I think the idea is that either we have the capacity to make free -- that is, contingent or non-necessary -- choices, or our ability to choose is imaginary, a false perception rather than a reality.
The language of choice implies, don't you think, a true capacity to choose. We wouldn't ordinarily say that the typical piano chooses which note it plays, and if the choices we make are fundamentally determined by causes outside ourselves, what we think of as our will is in the same position as a piano, being played by (for example) the state of the universe at the time we do what we perceive as making a choice.
We all have the experience of making a choice between two options, each of which is in some way desireable. Is that experience wholly illusionary, or only partially so? Can it ever wholly reflect reality?
"Is that experience wholly illusionary, or only partially so? Can it ever wholly reflect reality?"
If your choice is in accord with God's will, because you *want* to choose in accordance with God's will, then your choice is free, and you have chosen the good, which is the ultimate reality. Otherwise, I think, your freedom is only illusory, be it based on brain chemistry, or demonic influence.

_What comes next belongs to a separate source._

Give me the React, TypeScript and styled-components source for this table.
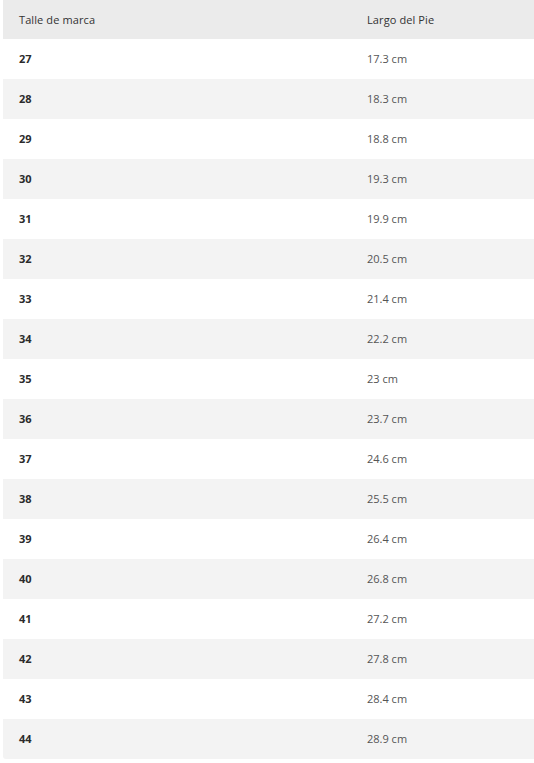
import React from "react";
import styled, { createGlobalStyle } from "styled-components";

const Global = createGlobalStyle`
  html, body { margin: 0; padding: 0; background: #fff; }
  body { font-family: "Open Sans", "Liberation Sans", sans-serif; }
`;

const Wrap = styled.div`
  padding: 0 0 0 3px;
`;

const Table = styled.div`
  display: flex;
  flex-direction: column;
  border-radius: 0 0 0 3px;
  overflow: hidden;
`;

const Row = styled.div<{ $variant: "head" | "odd" | "even" }>`
  display: grid;
  grid-template-columns: 348px 1fr;
  height: ${(p) => (p.$variant === "head" ? "39px" : "40px")};
  box-sizing: border-box;
  padding-bottom: ${(p) => (p.$variant === "head" ? "0" : "2px")};
  align-items: center;
  padding-left: 16px;
  background: ${(p) =>
    p.$variant === "head" ? "#ebebeb" : p.$variant === "even" ? "#f3f3f3" : "#ffffff"};
`;

const HeadCell = styled.div`
  font-size: 11px;
  color: #333;
  font-weight: 500;
  letter-spacing: 0.1px;
`;

const SizeCell = styled.div`
  font-size: 11px;
  font-weight: 700;
  color: #2b2b2b;
`;

const LenCell = styled.div`
  font-size: 11px;
  color: #555;
`;

const data: [string, string][] = [
  ["27", "17.3 cm"],
  ["28", "18.3 cm"],
  ["29", "18.8 cm"],
  ["30", "19.3 cm"],
  ["31", "19.9 cm"],
  ["32", "20.5 cm"],
  ["33", "21.4 cm"],
  ["34", "22.2 cm"],
  ["35", "23 cm"],
  ["36", "23.7 cm"],
  ["37", "24.6 cm"],
  ["38", "25.5 cm"],
  ["39", "26.4 cm"],
  ["40", "26.8 cm"],
  ["41", "27.2 cm"],
  ["42", "27.8 cm"],
  ["43", "28.4 cm"],
  ["44", "28.9 cm"],
];

export default function App() {
  return (
    <>
      <Global />
      <Wrap>
        <Table>
          <Row $variant="head">
            <HeadCell>Talle de marca</HeadCell>
            <HeadCell>Largo del Pie</HeadCell>
          </Row>
          {data.map(([s, l], i) => (
            <Row key={s} $variant={i % 2 === 0 ? "odd" : "even"}>
              <SizeCell>{s}</SizeCell>
              <LenCell>{l}</LenCell>
            </Row>
          ))}
        </Table>
      </Wrap>
    </>
  );
}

I think it all started when man discovered The Knowledge of Good & Evil, i.e. the Adam & Eve story. (And I personally think this represents a time when we evolutionarily branched off from the apes.)
Thus man is made in the image of God, because God has knowledge of good & evil. You don't *judge* a dog when it attacks -- it is not MEAN because it cannot choose (although it may need to be put down as a danger to society). You don't *judge* a wild animal for killing/harming another -- it is acting instinctively, and does not choose. It does not know right from wrong -- in fact, it does not even function under such definitions. It does not possess knowledge of good & evil.
But man DOES have that knowledge. And therefore is capable of choice. That, I think, is free will.
(And the fact that we have not necessarily evolved very far and often act from base instinct or are easily manipulated does not negate the fact that we do possess free will.)
PS, just found your site today, and like it very much!